Based on the book written by E.B. White
Adapted by Joseph Robinette
Directed by Christopher Phillips

All students interested are welcome to audition regardless of major/year in school

When: Auditions are September 2nd and 3rd at 7p.m. Performances of this play run from November 30th to December 5th.

Where: Pridemore Playhouse, Porterfield Hall.

Seeking: Highly energetic and responsible actors with a wide range of talents who are willing to work as an ensemble to create anentertaining production that children will enjoy.

Roles:

Fern, Wilbur’s first friend
Wilbur, a pig
Charlotte, a spider
Templeton, a rat
Arable, Fern’s father
Martha, Fern’s mother
Avery, Fern’s brother
Homer Zuckerman, Fern’s uncle
Edith Zuckerman, Fern’s Aunt
Lurvy, a farmhand in Homer and Edith’s employ
Members
Farm animals
Fairgoers
Spectators
Photographer
Announcer
Judges

Please come prepared with a memorized thirty-second to one-minute nursery rhyme or children’s monologue. Please bring your headshot/resume with you to the audition as well as your class schedule for the semester. Please come dressed professionally (dresses/skirts for women, button downs/polos with khaki pants/dress slacks for men). Callbacks will follow the auditions of the second night. For callbacks, please come dressed to move. These performances take place in the morning in Pridemore Playhouse for local schools.

Please direct any questions you may have to cphillips78@radford.edu

Thank you very much and I look forward to seeing you at auditions,
Christopher Phillips

GENERAL RU THEATRE AUDITION INFO AND TIPS

  • Auditions typically happen in the first two weeks of each semester. Occasionally an exception occurs in which a spring production may audition late in the fall semester.
  • RU Theatre auditions are open, meaning anyone can audition. You don’t have to be a theatre major. Community members may audition also with the understanding that priority in casting will go to RU students.
  • Most of our auditions require prepared material. If you are not a theatre student and don’t know how to prepare and present the requested material, usually something will be supplied to you to read. Theatre majors, however, are required to prepare according to the requirements for a given audition. In the case of plays requiring very specific skills such as singing in a musical, auditionees are highly encouraged to prepare the appropriate material.
  • Performance majors are required to audition for ALL productions. More on this below. 

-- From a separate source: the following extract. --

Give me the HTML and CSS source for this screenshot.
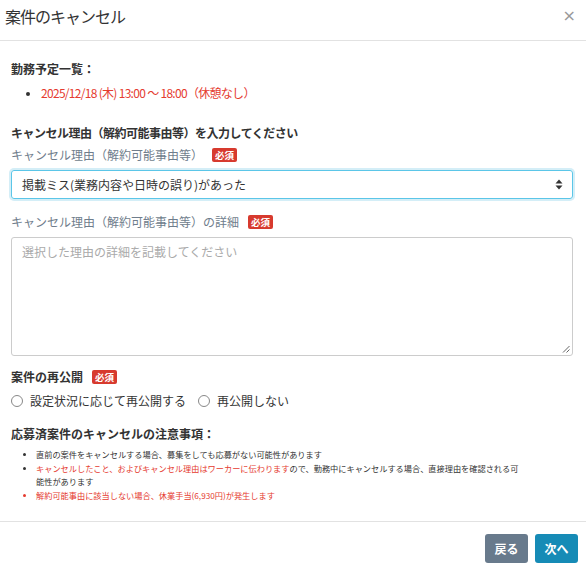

Other audition “words to the wise”:

  • When it comes to auditions, one of the few things in your control is your level of preparation.  Reading the play is, arguably, the most important thing you can do to prepare. The plays are available from bookstores, online vendors and/or the play publishers. 
  •  It is the expectation that all performance students audition for all shows. Our auditions are designed to provide a variety of audition experiences so take advantage of these experiences right from the start. Every audition is one more step toward becoming comfortable with the process. In addition, it allows the faculty to see your work right away.
  • Take care not to “type” yourself at this point. Prepare, come on out and let the directors decide what you are “right for.” Certainly, if there is a role you are dying to play, or you are “perfect for,” shoot for that, but keep an open mind and don’t allow the attitude of “all these characters are older and I am only 18” stop you from coming to auditions. In university theatre the plays are produced to give you the opportunity to work on them.
  • Auditions are intimidating. Talk to the upperclassmen; use the performance faculty as a resource to answer your questions. However, no matter how much inquiry you make there will be no substitute for doing your personal preparation –reading the scripts, looking up unfamiliar words/references, making choices, being familiar with what the director is looking for (read audition notices carefully), getting rest, planning to dress appropriately, knowing where you are going and arriving early to sign in, warm up, etc.
  • It is smart to attend the first night of auditions if at all possible.
  • Once you are in the audition it is important to listen to instructions, have a positive attitude, be flexible when the unexpected happens, focus on what you are doing, and, of course, that age-old challenge…allow yourself to be at ease so you can do your best work.